BEGIN Available data
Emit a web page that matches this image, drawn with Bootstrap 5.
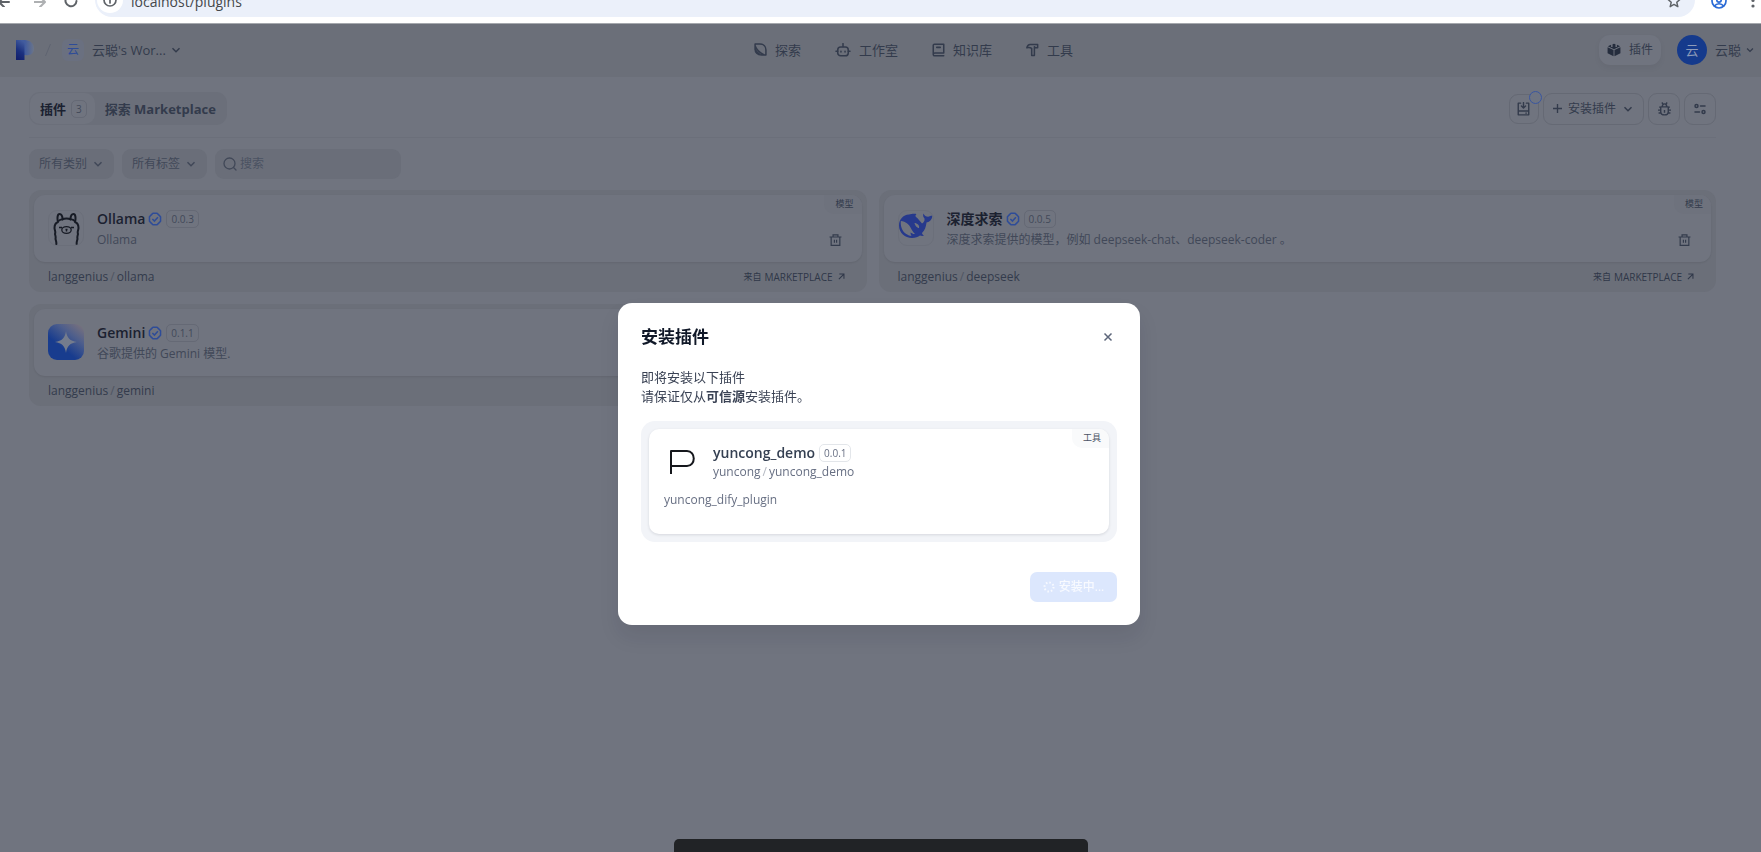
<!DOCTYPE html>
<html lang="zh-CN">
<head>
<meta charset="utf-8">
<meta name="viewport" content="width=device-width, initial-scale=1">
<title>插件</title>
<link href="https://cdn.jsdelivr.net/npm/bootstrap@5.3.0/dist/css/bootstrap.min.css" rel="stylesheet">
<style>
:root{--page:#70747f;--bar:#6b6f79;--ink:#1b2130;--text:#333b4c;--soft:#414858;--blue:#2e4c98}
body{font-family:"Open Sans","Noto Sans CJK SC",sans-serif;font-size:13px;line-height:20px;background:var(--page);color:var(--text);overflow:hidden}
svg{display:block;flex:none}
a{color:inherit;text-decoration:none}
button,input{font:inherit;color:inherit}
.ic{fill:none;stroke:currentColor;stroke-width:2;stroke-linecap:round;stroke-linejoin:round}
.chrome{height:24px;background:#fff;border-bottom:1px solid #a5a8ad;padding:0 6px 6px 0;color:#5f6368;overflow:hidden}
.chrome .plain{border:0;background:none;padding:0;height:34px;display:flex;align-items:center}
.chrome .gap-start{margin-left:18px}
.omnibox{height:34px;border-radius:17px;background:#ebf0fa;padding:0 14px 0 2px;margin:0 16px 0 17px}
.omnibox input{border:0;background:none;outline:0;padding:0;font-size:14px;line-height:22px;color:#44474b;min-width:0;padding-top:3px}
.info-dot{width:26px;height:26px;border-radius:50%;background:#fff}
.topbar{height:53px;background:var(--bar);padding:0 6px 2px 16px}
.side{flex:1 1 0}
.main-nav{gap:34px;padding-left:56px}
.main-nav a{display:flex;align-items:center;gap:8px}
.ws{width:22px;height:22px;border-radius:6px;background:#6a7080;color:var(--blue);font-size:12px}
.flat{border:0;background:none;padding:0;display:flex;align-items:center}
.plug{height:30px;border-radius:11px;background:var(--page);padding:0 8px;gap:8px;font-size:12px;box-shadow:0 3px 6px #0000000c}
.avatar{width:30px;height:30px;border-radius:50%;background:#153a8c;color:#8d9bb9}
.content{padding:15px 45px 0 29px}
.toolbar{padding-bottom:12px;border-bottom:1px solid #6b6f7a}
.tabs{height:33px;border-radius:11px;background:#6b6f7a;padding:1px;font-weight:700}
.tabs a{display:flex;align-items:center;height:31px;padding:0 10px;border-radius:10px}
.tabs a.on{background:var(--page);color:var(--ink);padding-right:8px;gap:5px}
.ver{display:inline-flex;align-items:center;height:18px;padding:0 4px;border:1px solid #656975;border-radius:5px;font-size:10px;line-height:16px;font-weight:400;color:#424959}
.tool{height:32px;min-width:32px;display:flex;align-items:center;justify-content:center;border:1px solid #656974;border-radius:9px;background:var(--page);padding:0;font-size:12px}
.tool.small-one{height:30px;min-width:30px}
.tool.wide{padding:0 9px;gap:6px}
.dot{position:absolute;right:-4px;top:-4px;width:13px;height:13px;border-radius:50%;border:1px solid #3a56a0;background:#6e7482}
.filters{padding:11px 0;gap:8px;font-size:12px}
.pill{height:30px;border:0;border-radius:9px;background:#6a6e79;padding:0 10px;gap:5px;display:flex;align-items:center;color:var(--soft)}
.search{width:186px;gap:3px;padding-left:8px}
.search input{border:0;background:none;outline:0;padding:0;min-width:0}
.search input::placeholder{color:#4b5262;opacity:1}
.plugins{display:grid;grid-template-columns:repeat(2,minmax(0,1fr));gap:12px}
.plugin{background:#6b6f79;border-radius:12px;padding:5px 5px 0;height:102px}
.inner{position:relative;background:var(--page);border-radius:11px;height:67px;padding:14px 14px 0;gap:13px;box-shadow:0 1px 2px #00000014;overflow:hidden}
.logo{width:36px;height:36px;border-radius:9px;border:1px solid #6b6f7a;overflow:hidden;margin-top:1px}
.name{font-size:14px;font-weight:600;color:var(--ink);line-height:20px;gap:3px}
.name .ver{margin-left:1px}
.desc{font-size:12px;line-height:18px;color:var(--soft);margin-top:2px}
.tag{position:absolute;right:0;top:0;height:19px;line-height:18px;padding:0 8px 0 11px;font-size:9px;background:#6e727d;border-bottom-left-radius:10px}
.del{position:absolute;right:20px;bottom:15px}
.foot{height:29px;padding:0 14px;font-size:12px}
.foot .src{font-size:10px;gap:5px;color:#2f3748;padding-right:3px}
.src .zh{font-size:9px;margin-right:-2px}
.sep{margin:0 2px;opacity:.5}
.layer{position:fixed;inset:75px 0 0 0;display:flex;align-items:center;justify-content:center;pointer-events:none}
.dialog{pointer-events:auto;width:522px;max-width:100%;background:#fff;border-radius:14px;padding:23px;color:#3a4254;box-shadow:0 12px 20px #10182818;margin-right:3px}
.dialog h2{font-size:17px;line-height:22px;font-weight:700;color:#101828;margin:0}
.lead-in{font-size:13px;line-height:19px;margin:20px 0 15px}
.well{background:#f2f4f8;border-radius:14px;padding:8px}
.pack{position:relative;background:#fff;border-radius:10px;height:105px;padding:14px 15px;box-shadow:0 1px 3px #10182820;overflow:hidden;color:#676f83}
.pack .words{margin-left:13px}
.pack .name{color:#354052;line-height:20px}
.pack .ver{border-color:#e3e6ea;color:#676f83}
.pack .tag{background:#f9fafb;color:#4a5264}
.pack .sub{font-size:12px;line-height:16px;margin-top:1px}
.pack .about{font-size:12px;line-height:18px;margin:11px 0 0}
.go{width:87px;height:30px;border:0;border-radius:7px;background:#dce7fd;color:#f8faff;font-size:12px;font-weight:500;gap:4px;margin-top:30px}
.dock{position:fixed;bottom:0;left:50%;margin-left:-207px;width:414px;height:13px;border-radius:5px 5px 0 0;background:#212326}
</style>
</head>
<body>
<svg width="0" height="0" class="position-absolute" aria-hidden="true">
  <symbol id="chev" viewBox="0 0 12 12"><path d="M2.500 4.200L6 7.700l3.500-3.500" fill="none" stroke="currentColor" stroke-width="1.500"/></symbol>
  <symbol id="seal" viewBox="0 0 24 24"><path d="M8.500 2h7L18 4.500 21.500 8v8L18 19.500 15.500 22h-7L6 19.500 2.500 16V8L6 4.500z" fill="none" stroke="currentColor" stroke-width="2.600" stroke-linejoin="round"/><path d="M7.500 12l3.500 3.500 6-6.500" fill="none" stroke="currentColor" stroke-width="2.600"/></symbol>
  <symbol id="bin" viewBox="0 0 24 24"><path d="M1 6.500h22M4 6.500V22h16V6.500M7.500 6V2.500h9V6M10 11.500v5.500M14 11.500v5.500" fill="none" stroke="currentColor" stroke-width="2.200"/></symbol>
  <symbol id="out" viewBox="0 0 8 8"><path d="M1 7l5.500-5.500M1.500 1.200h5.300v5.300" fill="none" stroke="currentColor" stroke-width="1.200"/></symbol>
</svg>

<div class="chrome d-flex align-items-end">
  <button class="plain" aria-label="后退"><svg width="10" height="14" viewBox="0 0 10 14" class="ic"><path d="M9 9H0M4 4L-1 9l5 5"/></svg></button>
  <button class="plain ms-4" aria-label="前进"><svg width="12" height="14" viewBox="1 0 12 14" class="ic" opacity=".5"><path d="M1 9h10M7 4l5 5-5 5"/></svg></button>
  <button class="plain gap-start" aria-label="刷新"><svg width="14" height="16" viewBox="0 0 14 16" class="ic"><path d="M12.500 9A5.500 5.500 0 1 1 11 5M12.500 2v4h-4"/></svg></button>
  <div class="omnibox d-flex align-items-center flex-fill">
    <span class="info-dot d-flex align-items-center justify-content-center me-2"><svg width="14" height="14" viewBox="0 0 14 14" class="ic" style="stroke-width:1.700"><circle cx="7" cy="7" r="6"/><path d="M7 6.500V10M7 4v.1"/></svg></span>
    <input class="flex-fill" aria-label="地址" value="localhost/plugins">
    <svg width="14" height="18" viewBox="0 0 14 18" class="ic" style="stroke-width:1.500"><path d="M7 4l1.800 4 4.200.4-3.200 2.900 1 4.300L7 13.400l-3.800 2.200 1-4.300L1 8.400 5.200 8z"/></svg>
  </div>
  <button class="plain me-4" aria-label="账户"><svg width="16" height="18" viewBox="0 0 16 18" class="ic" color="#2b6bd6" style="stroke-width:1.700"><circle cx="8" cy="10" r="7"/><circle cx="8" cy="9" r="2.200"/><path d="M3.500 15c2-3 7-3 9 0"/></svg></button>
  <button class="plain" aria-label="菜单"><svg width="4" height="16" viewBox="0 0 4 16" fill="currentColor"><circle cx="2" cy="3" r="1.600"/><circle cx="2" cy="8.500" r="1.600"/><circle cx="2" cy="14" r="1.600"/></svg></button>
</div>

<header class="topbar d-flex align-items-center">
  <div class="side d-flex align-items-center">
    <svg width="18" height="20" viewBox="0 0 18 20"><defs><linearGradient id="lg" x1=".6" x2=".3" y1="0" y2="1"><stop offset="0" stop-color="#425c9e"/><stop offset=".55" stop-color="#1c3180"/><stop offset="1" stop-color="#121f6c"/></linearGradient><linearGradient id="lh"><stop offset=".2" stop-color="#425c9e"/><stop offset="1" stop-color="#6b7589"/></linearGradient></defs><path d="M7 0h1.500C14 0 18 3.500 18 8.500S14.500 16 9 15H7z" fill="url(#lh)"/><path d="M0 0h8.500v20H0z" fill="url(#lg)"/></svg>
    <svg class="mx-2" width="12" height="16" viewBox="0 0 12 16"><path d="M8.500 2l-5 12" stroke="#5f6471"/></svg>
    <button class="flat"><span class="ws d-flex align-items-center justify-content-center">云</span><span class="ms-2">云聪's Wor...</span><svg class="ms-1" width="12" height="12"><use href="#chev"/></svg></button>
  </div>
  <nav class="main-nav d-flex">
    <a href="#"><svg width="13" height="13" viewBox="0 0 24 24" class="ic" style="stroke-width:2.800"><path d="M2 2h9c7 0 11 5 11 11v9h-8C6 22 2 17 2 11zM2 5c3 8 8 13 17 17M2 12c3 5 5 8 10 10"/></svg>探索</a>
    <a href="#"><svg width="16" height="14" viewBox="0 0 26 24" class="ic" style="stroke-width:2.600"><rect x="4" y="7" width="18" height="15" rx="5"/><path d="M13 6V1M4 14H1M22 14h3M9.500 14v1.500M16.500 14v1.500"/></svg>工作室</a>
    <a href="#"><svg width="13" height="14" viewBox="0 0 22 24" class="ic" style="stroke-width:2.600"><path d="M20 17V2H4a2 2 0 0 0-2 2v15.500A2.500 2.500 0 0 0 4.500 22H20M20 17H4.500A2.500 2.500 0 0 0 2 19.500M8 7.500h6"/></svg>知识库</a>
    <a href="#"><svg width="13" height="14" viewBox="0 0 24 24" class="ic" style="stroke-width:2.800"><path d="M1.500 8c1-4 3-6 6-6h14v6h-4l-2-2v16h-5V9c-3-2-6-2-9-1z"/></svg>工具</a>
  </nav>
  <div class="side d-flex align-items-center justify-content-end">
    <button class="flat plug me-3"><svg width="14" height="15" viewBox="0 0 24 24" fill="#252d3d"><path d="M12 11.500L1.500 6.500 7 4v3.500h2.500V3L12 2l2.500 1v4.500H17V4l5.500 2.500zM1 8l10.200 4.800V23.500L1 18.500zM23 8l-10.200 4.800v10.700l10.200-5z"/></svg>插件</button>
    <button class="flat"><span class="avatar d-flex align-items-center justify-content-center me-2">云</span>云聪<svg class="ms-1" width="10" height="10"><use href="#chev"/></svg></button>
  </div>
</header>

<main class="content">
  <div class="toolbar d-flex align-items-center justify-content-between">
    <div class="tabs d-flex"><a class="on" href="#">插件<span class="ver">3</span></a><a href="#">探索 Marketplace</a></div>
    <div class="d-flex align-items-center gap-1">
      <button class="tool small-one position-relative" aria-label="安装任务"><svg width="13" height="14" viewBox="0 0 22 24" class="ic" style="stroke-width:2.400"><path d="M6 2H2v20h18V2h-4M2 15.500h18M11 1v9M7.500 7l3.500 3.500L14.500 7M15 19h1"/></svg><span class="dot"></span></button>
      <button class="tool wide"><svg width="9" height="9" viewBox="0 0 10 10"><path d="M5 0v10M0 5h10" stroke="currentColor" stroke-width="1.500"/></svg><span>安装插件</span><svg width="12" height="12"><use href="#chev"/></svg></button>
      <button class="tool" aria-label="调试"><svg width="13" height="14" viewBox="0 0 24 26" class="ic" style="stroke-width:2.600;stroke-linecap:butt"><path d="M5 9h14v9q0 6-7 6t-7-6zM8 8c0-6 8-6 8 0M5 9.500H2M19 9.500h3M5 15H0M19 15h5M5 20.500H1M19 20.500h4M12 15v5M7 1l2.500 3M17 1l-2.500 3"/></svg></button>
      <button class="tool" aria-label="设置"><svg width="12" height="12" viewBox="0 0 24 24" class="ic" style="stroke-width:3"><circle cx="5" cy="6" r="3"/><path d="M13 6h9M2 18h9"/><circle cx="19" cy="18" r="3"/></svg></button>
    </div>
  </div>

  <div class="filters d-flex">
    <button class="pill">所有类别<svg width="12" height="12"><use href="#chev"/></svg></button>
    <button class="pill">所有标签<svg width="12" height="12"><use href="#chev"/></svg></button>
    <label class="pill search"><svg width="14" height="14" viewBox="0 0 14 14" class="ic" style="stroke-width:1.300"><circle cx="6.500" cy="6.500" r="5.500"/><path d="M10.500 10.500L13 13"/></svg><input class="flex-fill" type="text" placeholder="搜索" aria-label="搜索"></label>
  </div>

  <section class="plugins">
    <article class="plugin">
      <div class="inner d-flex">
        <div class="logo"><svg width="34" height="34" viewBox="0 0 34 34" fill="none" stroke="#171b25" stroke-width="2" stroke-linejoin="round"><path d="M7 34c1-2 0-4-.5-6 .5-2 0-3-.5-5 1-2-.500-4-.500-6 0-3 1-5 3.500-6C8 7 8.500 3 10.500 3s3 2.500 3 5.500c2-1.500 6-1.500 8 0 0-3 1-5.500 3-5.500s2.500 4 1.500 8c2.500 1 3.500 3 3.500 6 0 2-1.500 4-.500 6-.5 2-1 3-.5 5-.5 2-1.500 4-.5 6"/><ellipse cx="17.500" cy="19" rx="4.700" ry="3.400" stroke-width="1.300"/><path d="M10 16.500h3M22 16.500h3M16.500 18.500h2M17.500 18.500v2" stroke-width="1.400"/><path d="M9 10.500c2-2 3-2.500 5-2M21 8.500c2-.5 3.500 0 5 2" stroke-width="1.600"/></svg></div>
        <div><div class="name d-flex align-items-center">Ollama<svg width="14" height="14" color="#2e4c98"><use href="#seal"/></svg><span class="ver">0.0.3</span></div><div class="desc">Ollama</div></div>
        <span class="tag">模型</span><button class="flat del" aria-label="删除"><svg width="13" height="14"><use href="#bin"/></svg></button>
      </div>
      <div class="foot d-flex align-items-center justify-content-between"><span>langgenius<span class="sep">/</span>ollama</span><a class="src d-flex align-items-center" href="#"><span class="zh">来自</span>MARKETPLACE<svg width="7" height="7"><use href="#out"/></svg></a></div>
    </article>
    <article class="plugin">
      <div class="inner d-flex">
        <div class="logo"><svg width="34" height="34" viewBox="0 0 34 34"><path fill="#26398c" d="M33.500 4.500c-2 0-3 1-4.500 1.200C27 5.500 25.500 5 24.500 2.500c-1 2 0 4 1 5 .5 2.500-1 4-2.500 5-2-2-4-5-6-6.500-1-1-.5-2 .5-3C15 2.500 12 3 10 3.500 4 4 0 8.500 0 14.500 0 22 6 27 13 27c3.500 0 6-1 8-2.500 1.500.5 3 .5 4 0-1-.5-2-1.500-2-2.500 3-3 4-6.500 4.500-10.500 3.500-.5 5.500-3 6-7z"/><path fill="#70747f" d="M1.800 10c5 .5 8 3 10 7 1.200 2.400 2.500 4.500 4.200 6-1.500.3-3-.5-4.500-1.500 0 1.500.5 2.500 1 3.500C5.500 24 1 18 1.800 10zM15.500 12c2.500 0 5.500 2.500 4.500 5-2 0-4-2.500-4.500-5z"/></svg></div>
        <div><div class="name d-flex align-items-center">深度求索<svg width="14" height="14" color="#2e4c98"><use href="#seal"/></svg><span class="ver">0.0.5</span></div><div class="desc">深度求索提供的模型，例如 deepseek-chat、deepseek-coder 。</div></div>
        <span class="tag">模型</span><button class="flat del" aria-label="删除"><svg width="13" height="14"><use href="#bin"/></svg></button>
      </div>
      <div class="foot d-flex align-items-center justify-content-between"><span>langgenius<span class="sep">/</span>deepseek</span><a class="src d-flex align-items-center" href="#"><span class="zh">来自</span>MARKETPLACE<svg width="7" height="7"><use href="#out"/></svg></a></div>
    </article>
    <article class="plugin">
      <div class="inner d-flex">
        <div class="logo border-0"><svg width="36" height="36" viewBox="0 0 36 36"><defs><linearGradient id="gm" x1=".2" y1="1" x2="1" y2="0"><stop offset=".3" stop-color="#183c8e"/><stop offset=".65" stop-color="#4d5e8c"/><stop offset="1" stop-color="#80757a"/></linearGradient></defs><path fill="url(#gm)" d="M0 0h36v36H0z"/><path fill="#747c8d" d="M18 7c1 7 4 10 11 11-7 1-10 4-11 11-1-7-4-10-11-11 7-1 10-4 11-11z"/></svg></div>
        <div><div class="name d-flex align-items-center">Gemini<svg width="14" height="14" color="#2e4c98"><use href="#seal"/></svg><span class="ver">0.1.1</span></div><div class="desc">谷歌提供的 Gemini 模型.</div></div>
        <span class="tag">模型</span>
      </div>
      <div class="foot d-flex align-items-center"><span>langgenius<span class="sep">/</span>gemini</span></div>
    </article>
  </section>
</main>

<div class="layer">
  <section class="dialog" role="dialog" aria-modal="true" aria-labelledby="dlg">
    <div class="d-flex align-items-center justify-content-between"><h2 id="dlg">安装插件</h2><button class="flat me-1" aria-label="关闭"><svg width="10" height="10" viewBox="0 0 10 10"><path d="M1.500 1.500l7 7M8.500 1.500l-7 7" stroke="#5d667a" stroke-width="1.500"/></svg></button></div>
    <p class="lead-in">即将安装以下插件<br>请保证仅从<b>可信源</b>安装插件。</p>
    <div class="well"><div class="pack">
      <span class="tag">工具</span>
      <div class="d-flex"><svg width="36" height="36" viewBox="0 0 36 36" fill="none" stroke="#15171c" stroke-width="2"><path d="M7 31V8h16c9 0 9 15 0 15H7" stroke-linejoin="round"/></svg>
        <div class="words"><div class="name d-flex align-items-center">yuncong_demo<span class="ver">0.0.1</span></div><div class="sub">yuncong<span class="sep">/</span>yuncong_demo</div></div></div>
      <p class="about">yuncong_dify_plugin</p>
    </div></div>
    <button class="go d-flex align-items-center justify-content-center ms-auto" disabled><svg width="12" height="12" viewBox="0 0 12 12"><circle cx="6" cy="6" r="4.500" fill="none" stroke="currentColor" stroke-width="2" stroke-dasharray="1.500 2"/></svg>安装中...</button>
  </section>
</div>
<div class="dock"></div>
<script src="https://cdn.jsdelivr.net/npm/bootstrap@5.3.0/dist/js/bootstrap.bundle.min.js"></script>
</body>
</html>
END Available data
* Problem requirements *
Write out every line of the preceding listing that contains "page".

* Exercise result *
Emit a web page that matches this image, drawn with Bootstrap 5.
:root{--page:#70747f;--bar:#6b6f79;--ink:#1b2130;--text:#333b4c;--soft:#414858;--blue:#2e4c98}
body{font-family:"Open Sans","Noto Sans CJK SC",sans-serif;font-size:13px;line-height:20px;background:var(--page);color:var(--text);overflow:hidden}
.plug{height:30px;border-radius:11px;background:var(--page);padding:0 8px;gap:8px;font-size:12px;box-shadow:0 3px 6px #0000000c}
.tabs a.on{background:var(--page);color:var(--ink);padding-right:8px;gap:5px}
.tool{height:32px;min-width:32px;display:flex;align-items:center;justify-content:center;border:1px solid #656974;border-radius:9px;background:var(--page);padding:0;font-size:12px}
.inner{position:relative;background:var(--page);border-radius:11px;height:67px;padding:14px 14px 0;gap:13px;box-shadow:0 1px 2px #00000014;overflow:hidden}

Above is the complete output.